It also made them a lot more sensitive to the manufacturer, however. Underfunding a project almost certainly led it to being a disaster (the N1 rocket being a classic example). They generally were willing to sacrifice performance for ease of production and quantity - it was very much a widespread phenomenon.
A friend of mine once served as a translator for the military during one of the late mutual nuclear disarmament treaties (don't remember which one). She described them as pretty much a scam, in that both sides wanted to get rid of their old weapons anyway and it gave them an excuse to put funds toward development of new, treaty-compliant weapons. But anyway, they were allowed to inspect any area small enough to contain a "treaty limited item". To figure out whether they could inspect it, the teams were equipped with sophisticated laser measuring devices - if it determined that the space was large enough, they could inspect it. The Russians were really impressed with it. They sent their teams over with... a stick. If the stick fit, they could inspect it. ;)
Another example she mentioned was driving licenses. You know, if you get stopped in the US, they take your license, run your number through their computer, it connects to remote databases, they look up past offenses, they register a new one, etc, and give you your license back. In the USSR it was much simpler: the officer took your license and punched a hole in it. If you had too many holes, they kept it. ;)
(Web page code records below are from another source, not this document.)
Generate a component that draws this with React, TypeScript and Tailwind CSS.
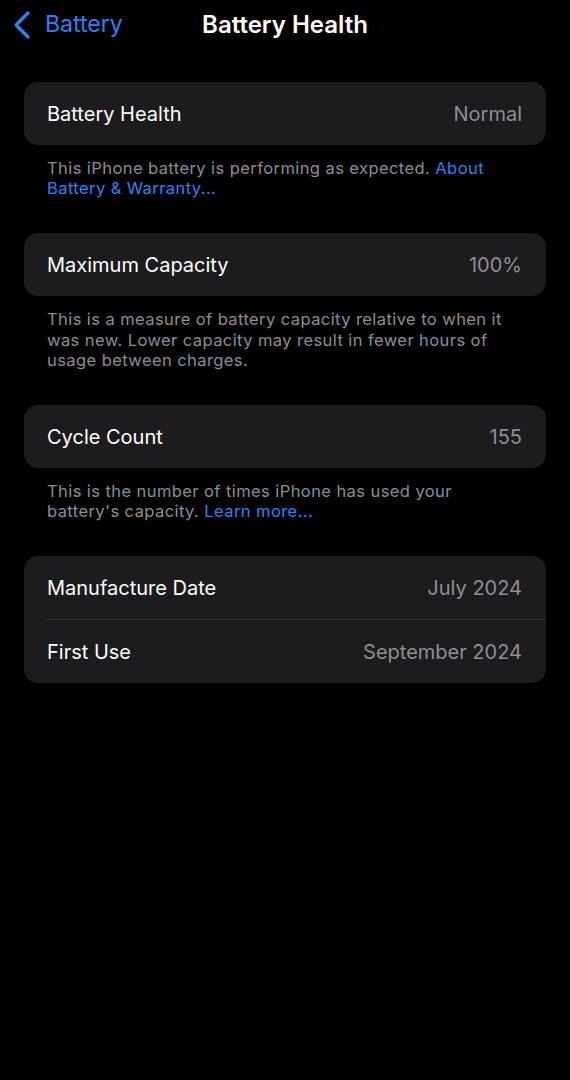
import { ReactNode } from "react";

type Row = { label: string; value: string };

function Card({ rows }: { rows: Row[] }) {
  return (
    <div className="mx-[24px] rounded-[14px] bg-[#1c1c1e] overflow-hidden">
      {rows.map((r, i) => (
        <div key={r.label} className="pl-[23px]">
          {i > 0 && <div className="h-px bg-[#333336]"></div>}
          <div className="h-[63px] flex items-center justify-between pr-[24px] text-[20px]">
            <span className="text-white">{r.label}</span>
            <span className="text-[#8e8e93]">{r.value}</span>
          </div>
        </div>
      ))}
    </div>
  );
}

function Footer({ children }: { children: ReactNode }) {
  return (
    <p className="mx-[47px] mt-[13px] mb-[35px] text-[16.5px] leading-[20.2px] tracking-[0.42px] text-[#8d8d93]">
      {children}
    </p>
  );
}

const Link = ({ children }: { children: ReactNode }) => (
  <span className="text-[#2a84f0]">{children}</span>
);

export default function App() {
  return (
    <div className="min-h-screen bg-black font-['Inter',sans-serif] antialiased">
      {/* Nav bar */}
      <div className="h-[49px] grid grid-cols-[1fr_auto_1fr] items-center">
        <div className="flex items-center pl-[13px] text-[#2a84f0] text-[23px]">
          <svg width="18" height="28" viewBox="0 0 18 28" fill="none" className="mr-[14px]">
            <polyline
              points="15,2 3,14 15,26"
              stroke="#2a84f0"
              strokeWidth="3.2"
              strokeLinecap="round"
              strokeLinejoin="round"
            />
          </svg>
          <span>Battery</span>
        </div>
        <h1 className="text-white text-[24px] font-semibold">Battery Health</h1>
        <div></div>
      </div>

      <div className="pt-[33px]">
        <Card rows={[{ label: "Battery Health", value: "Normal" }]} />
        <Footer>
          This iPhone battery is performing as expected. <Link>About Battery &amp; Warranty...</Link>
        </Footer>

        <Card rows={[{ label: "Maximum Capacity", value: "100%" }]} />
        <Footer>
          This is a measure of battery capacity relative to when it was new. Lower capacity may result in
          fewer hours of usage between charges.
        </Footer>

        <Card rows={[{ label: "Cycle Count", value: "155" }]} />
        <Footer>
          This is the number of times iPhone has used your battery's capacity. <Link>Learn more...</Link>
        </Footer>

        <Card
          rows={[
            { label: "Manufacture Date", value: "July 2024" },
            { label: "First Use", value: "September 2024" },
          ]}
        />
      </div>
    </div>
  );
}
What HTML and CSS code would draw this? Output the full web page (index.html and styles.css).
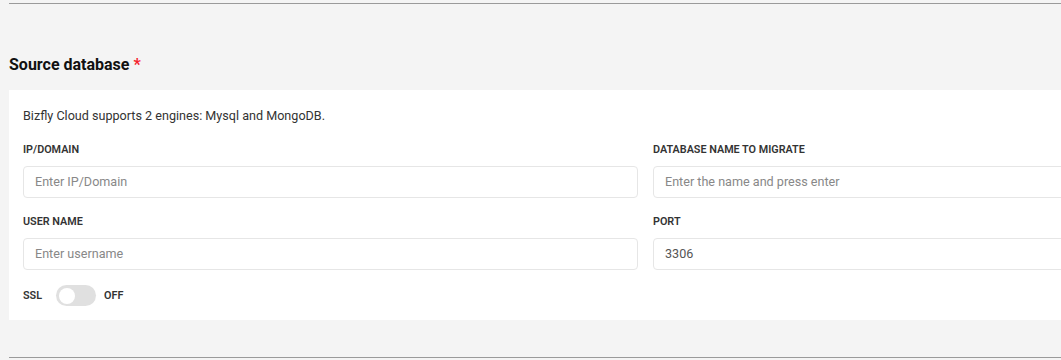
FILE: index.html
```html
<!DOCTYPE html>
<html lang="en">
<head>
    <meta charset="UTF-8">
    <meta name="viewport" content="width=device-width, initial-scale=1.0">
    <title>Source database</title>
    <link rel="stylesheet" href="styles.css">
</head>
<body>
    <div class="page">
        <hr class="divider top">

        <h2 class="section-title">Source database <span class="required">*</span></h2>

        <div class="card">
            <p class="note">Bizfly Cloud supports 2 engines: Mysql and MongoDB.</p>

            <div class="form-grid">
                <div class="field">
                    <label for="host">IP/DOMAIN</label>
                    <input type="text" id="host" placeholder="Enter IP/Domain">
                </div>
                <div class="field">
                    <label for="dbname">DATABASE NAME TO MIGRATE</label>
                    <input type="text" id="dbname" placeholder="Enter the name and press enter">
                </div>
                <div class="field">
                    <label for="user">USER NAME</label>
                    <input type="text" id="user" placeholder="Enter username">
                </div>
                <div class="field">
                    <label for="port">PORT</label>
                    <input type="text" id="port" value="3306">
                </div>
            </div>

            <div class="ssl-row">
                <span class="ssl-label">SSL</span>
                <span class="switch"><span class="knob"></span></span>
                <span class="switch-text">OFF</span>
            </div>
        </div>

        <hr class="divider bottom">
    </div>
</body>
</html>
```

FILE: styles.css
```css
html, body {
    overflow: hidden;
}

body {
    margin: 0;
    padding: 0;
    background: #f4f4f4;
    font-family: Roboto, "Liberation Sans", Arial, sans-serif;
    color: #333;
}

.page {
    width: 1290px;
    padding-left: 9px;
}

.divider {
    border: none;
    border-top: 1px solid #9a9a9a;
    margin: 0;
}

.divider.top {
    margin-top: 3px;
}

.divider.bottom {
    margin-top: 37px;
}

.section-title {
    margin: 51px 0 15px;
    font-size: 16px;
    line-height: 20px;
    font-weight: 700;
    color: #111;
}

.required {
    color: #f5222d;
}

.card {
    background: #fff;
    padding: 16px 14px 14px;
}

.note {
    margin: 0 0 15px;
    font-size: 12.6px;
    line-height: 20px;
    color: #333;
}

.form-grid {
    display: grid;
    grid-template-columns: 615px 615px;
    column-gap: 15px;
    row-gap: 15px;
}

.field label {
    display: block;
    font-size: 10.8px;
    line-height: 16px;
    font-weight: 600;
    color: #333;
    margin: 1px 0 8px;
}

.field input {
    display: block;
    box-sizing: border-box;
    width: 100%;
    height: 32px;
    padding: 0 11px 1px;
    border: 1px solid #e6e6e6;
    border-radius: 4px;
    font-family: inherit;
    font-size: 12.6px;
    color: #555;
    background: #fff;
}

.field input::placeholder {
    color: #888;
}

.ssl-row {
    display: flex;
    align-items: center;
    margin-top: 15px;
    height: 21px;
    font-size: 10.8px;
    font-weight: 600;
    color: #333;
}

.switch {
    display: inline-flex;
    align-items: center;
    box-sizing: border-box;
    width: 40px;
    height: 21px;
    margin: 0 8px 0 14px;
    padding: 0 3px;
    border-radius: 11px;
    background: #e0e0e0;
}

.knob {
    width: 16px;
    height: 16px;
    border-radius: 50%;
    background: #fff;
}
```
I know it's such a stereotype that the Russians preferred low tech solutions vs. the US, but she said that the stereotype was totally well deserved. ;) She also found that they weren't as inclined to get a joke. She and some the guys on her team found it rather sad that these incredible weapons delivery systems were just being destroyed, literally crushed - devices that could deliver a payload anywhere on Earth with precision. So for fun they did some calculations for what they would have to do to reengineer one such that you could load up frozen pizzas onto racks and have them cook on reentry then parachute to the surface - they figured that given the reengineering and operations costs, a person ordering a very large order of pizza could get them for about $20 per pizza, delivered by decommissioned ICBM. They wrote up a formal "proposal" with all the calculations and budgetting and had her talk with what she described as the Soviet equivalent of a colonel about their "Intercontinental Pizza Delivery System". She said he stared at her like she was mad. ;) Totally didn't get the concept that it was a joke and thought that the US team was honestly proposing a private pizza-delivery-by-ICBM venture.